Unconditional Parenting

Earlier in the summer I read the book Unconditional Parenting by Alfie Kohn.  Kohn wrote a book about the downfalls of homework, which was interesting, so I thought his parenting book would be up my alley.  Also, I have been incredibly short with Raina and I realized that having new parenting tools in my toolkit could only be an asset.
Kohn criticizes most parenting books because they embrace, what he calls "conditional parenting" or what I call "love with a lot of baggage."  He lumps spanking and praise into the same harmful category; the first because physically hurting someone you love is inappropriate and the second because "good job" praise or reward stickers or its ilk hamper intrinsic motivation.  He spends a lot of time pressing this point, which is also argued in Daniel Pink's Drive, because so much of modern parenting has become a continuous negotiation of parents versus child.  At least my household is in a constant state of negotiation, which initially I liked but now (three years later) realize I fully despise.
Unconditional parenting is about unconditional love and allowing children control and agency and trusting them to make decisions and recognizing that adult's unfair and unrealistic expectations are the adult's problem and not the child's fault when the kid cannot meet those developmentally inappropriate goals.

Some of my take-aways:
I have to stop telling my daughter to say she's sorry when she's really not.  Teaching her to lie does not teach her empathy.

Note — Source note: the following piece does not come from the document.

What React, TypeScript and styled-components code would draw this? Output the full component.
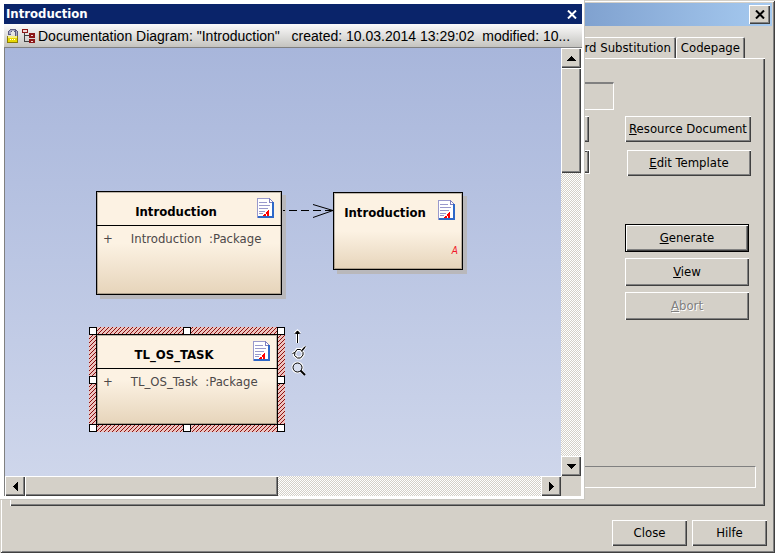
import React from "react";
import styled, { createGlobalStyle, css } from "styled-components";

const face = "#d4d0c8";
const shade = "#808080";
const dark = "#404040";
const uiFont = `"DejaVu Sans Condensed", "DejaVu Sans", sans-serif`;

const GlobalStyle = createGlobalStyle`
  *, *::before, *::after { box-sizing: border-box; }
  body { margin: 0; background: ${face}; overflow: hidden; font: 13px/16px ${uiFont}; color: #000; }
  button { font: inherit; color: inherit; padding: 0; border: 0; border-radius: 0; }
  h1, h2, p { margin: 0; font: inherit; }
`;

const raised = css`
  background: ${face};
  box-shadow: inset 1px 1px #fff, inset -1px -1px ${dark}, inset -2px -2px ${shade};
`;

const Dialog = styled.main`
  position: relative;
  display: flex;
  flex-direction: column;
  height: 100vh;
  padding: 3px;
  background: ${face};
  box-shadow: inset 1px 1px ${face}, inset -1px -1px ${dark}, inset 2px 2px #fff, inset -2px -2px ${shade};
`;

const DialogTitle = styled.header`
  display: flex;
  flex: none;
  align-items: center;
  justify-content: flex-end;
  height: 23px;
  padding-right: 2px;
  background: linear-gradient(90deg, #0a246a, #a6caf0);
`;

const DialogClose = styled.button`
  ${raised}
  display: grid;
  place-items: center;
  width: 21px;
  height: 19px;
`;

const TabList = styled.div`
  display: flex;
  flex: none;
  justify-content: flex-end;
  margin: 11px 27px 0 7px;
`;

const Tab = styled.button`
  height: 21px;
  padding: 0 5px;
  border-radius: 2px 2px 0 0;
  background: ${face};
  box-shadow: inset 1px 1px #fff, inset -1px 0 ${dark}, inset -2px 0 ${shade};
`;

const Panel = styled.section`
  display: flex;
  flex: 1;
  flex-direction: column;
  justify-content: space-between;
  margin: 0 7px;
  padding: 24px 9px 18px;
  ${raised}
`;

const Form = styled.div`
  display: grid;
  grid-template-columns: 1fr 126px;
  column-gap: 35px;
  padding-right: 5px;
`;

const Fields = styled.div`
  display: flex;
  flex-direction: column;
  align-items: flex-end;
`;

const GroupField = styled.div`
  align-self: stretch;
  height: 28px;
  margin: 0 -24px 6px 0;
  border: 1px solid #fff;
  border-top: 2px solid ${shade};
  border-left-color: ${shade};
`;

const Browse = styled.button`
  ${raised}
  width: 80px;
  height: 26px;
  margin: 0 1px 8px 0;
`;

const TemplateSelect = styled.select`
  width: 200px;
  height: 24px;
  appearance: none;
  border: 1px solid #fff;
  border-radius: 0;
  background: ${face};
  box-shadow: inset -1px -1px ${dark}, inset -2px -2px ${shade}, inset 0 1px ${dark};
`;

const Commands = styled.div`
  display: flex;
  flex-direction: column;
  gap: 48px;
  padding-top: 34px;
`;

const CommandGroup = styled.div<{ $gap: number }>`
  display: flex;
  flex-direction: column;
  align-items: flex-start;
  gap: ${(p) => p.$gap}px;
`;

const CommandButton = styled.button<{ $width: number; $tall?: boolean; $default?: boolean; $right?: boolean }>`
  ${raised}
  width: ${(p) => p.$width}px;
  height: ${(p) => (p.$tall ? 28 : 26)}px;
  align-self: ${(p) => (p.$right ? "flex-end" : "flex-start")};
  border: ${(p) => (p.$default ? "1px solid #000" : "0")};

  &:disabled {
    color: ${shade};
    text-shadow: 1px 1px #fff;
  }
`;

const Status = styled.div`
  height: 22px;
  border: 1px solid #fff;
  border-top-color: ${shade};
  border-left-color: ${shade};
`;

const Footer = styled.footer`
  display: flex;
  flex: none;
  justify-content: flex-end;
  gap: 5px;
  padding: 14px 5px 4px;
`;

const Preview = styled.section`
  position: absolute;
  top: 0;
  left: 0;
  display: flex;
  flex-direction: column;
  width: calc(100% - 190px);
  height: calc(100% - 53px);
  padding: 4px 3px 4px 4px;
  background: #fff;
  box-shadow: inset -1px -1px #c8c6c0;
`;

const PreviewTitle = styled.header`
  display: flex;
  flex: none;
  align-items: center;
  justify-content: space-between;
  height: 20px;
  padding: 0 4px 0 2px;
  background: #0a246a;
  color: #fff;
  font-weight: bold;
`;

const PreviewClose = styled.button`
  display: grid;
  place-items: center;
  width: 12px;
  height: 16px;
  background: none;
`;

const InfoBar = styled.div`
  display: flex;
  flex: none;
  align-items: center;
  gap: 3px;
  height: 24px;
  padding-left: 3px;
  border-bottom: 1px solid ${shade};
  background: linear-gradient(#fcfcfc, #c4c3bf);
  font: 14px/18px "Liberation Sans", Arial, sans-serif;

  svg { flex: none; }
`;

const InfoText = styled.p`
  overflow: hidden;
  white-space: pre;
`;

const Viewport = styled.div`
  display: grid;
  flex: 1;
  grid-template-columns: 1fr 20px;
  grid-template-rows: 1fr 20px;
  border-left: 1px solid ${shade};
  border-right: 1px solid #fff;
  background: ${face};
`;

const Canvas = styled.div`
  position: relative;
  overflow: hidden;
  background: linear-gradient(#a8b6db, #ced6eb);
`;

const Scrollbar = styled.div<{ $vertical?: boolean }>`
  display: flex;
  flex-direction: ${(p) => (p.$vertical ? "column" : "row")};
  background: repeating-conic-gradient(#fff 0 25%, ${face} 0 50%) 0 0 / 2px 2px;
`;

const ScrollArrow = styled.button`
  ${raised}
  display: grid;
  flex: none;
  place-items: center;
  width: 20px;
  height: 20px;
`;

const Track = styled.div<{ $vertical?: boolean }>`
  display: flex;
  flex: 1;
  flex-direction: ${(p) => (p.$vertical ? "column" : "row")};
`;

const Thumb = styled.div<{ $size: string }>`
  ${raised}
  flex: 0 0 ${(p) => p.$size};
`;

const Node = styled.article<{ $x: number; $y: number; $w: number; $h: number; $flat?: boolean }>`
  position: absolute;
  left: ${(p) => p.$x}px;
  top: ${(p) => p.$y}px;
  display: flex;
  flex-direction: column;
  width: ${(p) => p.$w}px;
  height: ${(p) => p.$h}px;
  border: 1px solid #000;
  outline: 1px solid rgba(0, 0, 0, 0.25);
  outline-offset: -2px;
  background: linear-gradient(#fcf2e3 50%, #e6d4ba);
  box-shadow: ${(p) => (p.$flat ? "none" : "4px 4px #b9b8bb")};
`;

const NodeHeader = styled.header<{ $ruled?: boolean }>`
  display: flex;
  flex: none;
  align-items: center;
  justify-content: flex-end;
  gap: 10px;
  height: 34px;
  padding: 6px 6px 0 8px;
  border-bottom: ${(p) => (p.$ruled ? "1px solid #000" : "0")};

  svg { flex: none; margin-bottom: 6px; }
`;

const NodeName = styled.h2`
  flex: 1;
  text-align: center;
  font-weight: bold;
  white-space: nowrap;
`;

const Attribute = styled.p`
  display: flex;
  gap: 18px;
  padding: 5px 6px;
  color: #4c4848;
  white-space: pre;
`;

const Mark = styled.em`
  margin: auto 4px 10px auto;
  color: #f01828;
  font-size: 10px;
`;

const Selection = styled.div`
  position: absolute;
  left: 84px;
  top: 279px;
  width: 196px;
  height: 105px;
`;

const Handles = styled.div`
  position: absolute;
  inset: 0;
  display: grid;
  grid-template-columns: repeat(3, 8px);
  grid-template-rows: repeat(3, 8px);
  place-content: space-between;
`;

const Handle = styled.span<{ $hidden?: boolean }>`
  border: 1px solid #000;
  background: #fff;
  visibility: ${(p) => (p.$hidden ? "hidden" : "visible")};
`;

const Connector = styled.svg`
  position: absolute;
  left: 278px;
  top: 152px;
`;

const QuickTools = styled.div`
  position: absolute;
  left: 286px;
  top: 280px;
`;

const Cross = ({ color }: { color: string }) => (
  <svg width="10" height="9" viewBox="0 0 10 9" stroke={color} strokeWidth="2">
    <path d="M1 .5 9 8.5M9 .5 1 8.5" />
  </svg>
);

const arrows = { up: "M4.5 0 9 5H0z", down: "M0 0H9L4.5 5z", left: "M5 0V9L0 4.5z", right: "M0 0V9L5 4.5z" };
const Arrow = ({ dir }: { dir: keyof typeof arrows }) => {
  const wide = dir === "up" || dir === "down";
  return (
    <svg width={wide ? 9 : 5} height={wide ? 5 : 9} shapeRendering="crispEdges">
      <path d={arrows[dir]} />
    </svg>
  );
};

const Hatch = () => (
  <svg width="100%" height="100%" display="block" shapeRendering="crispEdges">
    <pattern id="hatch" width="4" height="4" patternUnits="userSpaceOnUse">
      <path d="M0 0h4v4H0z" fill="#ecc4c0" />
      <path d="M3 0h1v1H3zM2 1h1v1H2zM1 2h1v1H1zM0 3h1v1H0z" fill="#8c1010" />
    </pattern>
    <rect width="100%" height="100%" fill="url(#hatch)" />
  </svg>
);

const LockIcon = () => (
  <svg width="12" height="16" viewBox="0 0 12 16" shapeRendering="crispEdges">
    <path d="M3 1h6v1h1v1h1v6H8V4H7V3H5v1H4v3H1V3h1V2h1z" fill="#5c5c80" />
    <path d="M3 2h5v1H3zM2 3h2v3H2zM9 3h1v5H9z" fill="#a8a8c4" />
    <path d="M1 8h10v7H1z" fill="#e8d800" />
    <path d="M1 8h10v2H1z" fill="#f8f080" />
    <path d="M3 11h1v1H3zM5 11h1v1H5zM7 11h1v1H7z" fill="#fff" />
    <path d="M1 14h10v1H1zM10 8h1v7h-1zM0 8h1v7H0z" fill="#8a7c08" />
  </svg>
);

const TreeIcon = () => (
  <svg width="13" height="14" viewBox="0 0 13 14" shapeRendering="crispEdges">
    <path d="M2.5 4v8.500H8M2.500 6.500H8" fill="none" stroke="#404040" />
    <path d="M0 0h6v4H0zM7 4h6v5H7zM7 10h6v4H7z" fill="#8c1818" />
    <path d="M1 1h4v2H1zM9 6h2v1H9zM9 12h2v1H9z" fill="#f0d8d8" />
  </svg>
);

const DocIcon = () => (
  <svg width="18" height="21" viewBox="0 0 18 21" shapeRendering="crispEdges">
    <path d="M1 1h11l4 4v14H1z" fill="#fff" />
    <path d="M.5 20V.5H12" fill="none" stroke="#9999cc" />
    <path d="M12.500 0v4.500H16M12 0l4 4" fill="none" stroke="#8080c0" />
    <path d="M16 4v15H1" fill="none" stroke="#2e68c8" strokeWidth="2" />
    <path d="M2 4.500h8M2 7.500h11M2 10.500h9M2 13.500h6M2 15.500h4" stroke="#9999cc" />
    <path d="M12 12v6h-2v-2H9v2H6v-1h1v-1h2v-2h1v-1h1v-1z" fill="#f00" />
  </svg>
);

const toolShapes = "M6.500 15V3M4 5.500 6.500 3 9 5.500M1.500 25.500 4 24.500l2-3h3.500l1 1 4-4M4 24.500l-.5 3 3 2.500h3l2.500-3v-2.500l-2-2";

const ToolIcons = () => (
  <svg width="18" height="52" viewBox="0 0 18 52" fill="none">
    <g stroke="#fff" strokeWidth="3">
      <path d={toolShapes} />
      <path d="m9.500 42.500 4 4" />
      <circle cx="6.500" cy="39.500" r="4.500" />
    </g>
    <path d={toolShapes} stroke="#000" />
    <path d="M4 6h5L6.500 2.500zM10.500 22l3-3.500 1 1-3 3.500z" fill="#000" />
    <circle cx="6.500" cy="39.500" r="4.500" fill="#d8dff0" stroke="#000" />
    <path d="m9.500 42.500 4.500 4.500" stroke="#000" strokeWidth="2" />
  </svg>
);

export default function App() {
  return (
    <>
      <GlobalStyle />
      <Dialog>
        <DialogTitle>
          <DialogClose aria-label="Close dialog"><Cross color="#000" /></DialogClose>
        </DialogTitle>
        <TabList role="tablist">
          <Tab role="tab">Word Substitution</Tab>
          <Tab role="tab">Codepage</Tab>
        </TabList>
        <Panel>
          <Form>
            <Fields>
              <GroupField />
              <Browse aria-label="Browse" />
              <TemplateSelect aria-label="Template" />
            </Fields>
            <Commands>
              <CommandGroup $gap={8}>
                <CommandButton $width={126}><u>R</u>esource Document</CommandButton>
                <CommandButton $width={124} $right><u>E</u>dit Template</CommandButton>
              </CommandGroup>
              <CommandGroup $gap={6}>
                <CommandButton $width={124} $tall $default><u>G</u>enerate</CommandButton>
                <CommandButton $width={124} $tall><u>V</u>iew</CommandButton>
                <CommandButton $width={124} $tall disabled><u>A</u>bort</CommandButton>
              </CommandGroup>
            </Commands>
          </Form>
          <Status />
        </Panel>
        <Footer>
          <CommandButton $width={75}>Close</CommandButton>
          <CommandButton $width={75}>Hilfe</CommandButton>
        </Footer>

        <Preview>
          <PreviewTitle>
            <h1>Introduction</h1>
            <PreviewClose aria-label="Close preview"><Cross color="#fff" /></PreviewClose>
          </PreviewTitle>
          <InfoBar>
            <LockIcon />
            <TreeIcon />
            <InfoText>{'Documentation Diagram: "Introduction"   created: 10.03.2014 13:29:02  modified: 10...'}</InfoText>
          </InfoBar>
          <Viewport>
            <Canvas>
              <Node $x={91} $y={143} $w={186} $h={104}>
                <NodeHeader $ruled><NodeName>Introduction</NodeName><DocIcon /></NodeHeader>
                <Attribute><span>+</span><span>Introduction  :Package</span></Attribute>
              </Node>
              <Node $x={328} $y={144} $w={130} $h={78}>
                <NodeHeader><NodeName>Introduction</NodeName><DocIcon /></NodeHeader>
                <Mark>A</Mark>
              </Node>
              <Connector width="50" height="20" viewBox="0 0 50 20" fill="none" stroke="#000">
                <path d="M0 10.500h50" strokeDasharray="8 4" strokeDashoffset="6" />
                <path d="m30 4.500 20 6-20 7" />
              </Connector>
              <Selection>
                <Hatch />
                <Node $x={7} $y={7} $w={182} $h={91} $flat>
                  <NodeHeader $ruled><NodeName>TL_OS_TASK</NodeName><DocIcon /></NodeHeader>
                  <Attribute><span>+</span><span>TL_OS_Task  :Package</span></Attribute>
                </Node>
                <Handles>
                  {Array.from({ length: 9 }, (_, i) => <Handle key={i} $hidden={i === 4} />)}
                </Handles>
              </Selection>
              <QuickTools><ToolIcons /></QuickTools>
            </Canvas>
            <Scrollbar $vertical>
              <ScrollArrow aria-label="Scroll up"><Arrow dir="up" /></ScrollArrow>
              <Track $vertical><Thumb $size="27%" /></Track>
              <ScrollArrow aria-label="Scroll down"><Arrow dir="down" /></ScrollArrow>
            </Scrollbar>
            <Scrollbar>
              <ScrollArrow aria-label="Scroll left"><Arrow dir="left" /></ScrollArrow>
              <Track><Thumb $size="49%" /></Track>
              <ScrollArrow aria-label="Scroll right"><Arrow dir="right" /></ScrollArrow>
            </Scrollbar>
          </Viewport>
        </Preview>
      </Dialog>
    </>
  );
}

Expecting my child to act older than she is sets us all up for failure.

Control is key, and my kids deserve more of a vote about their lives and what happens in it.  Some of that is as simple as letting them pick out the daily outfit (which means Lola wears the same three shirts, sometimes in the same day!).  During our stay-at-home time, Raina and I made a list of things we really wanted to do that day and we each contributed half of the items.  Those days were exceptionally easy in terms of parenting because Raina 1) had bought in to the day and 2) she knew that pretty soon we'd be doing something she really wanted to do. 

Finally, we need to pick our battles and say no when it really matters, rather than all the time.  This one is hard -- "no" has become a rather common word in my house -- so we'll be working on this one a while.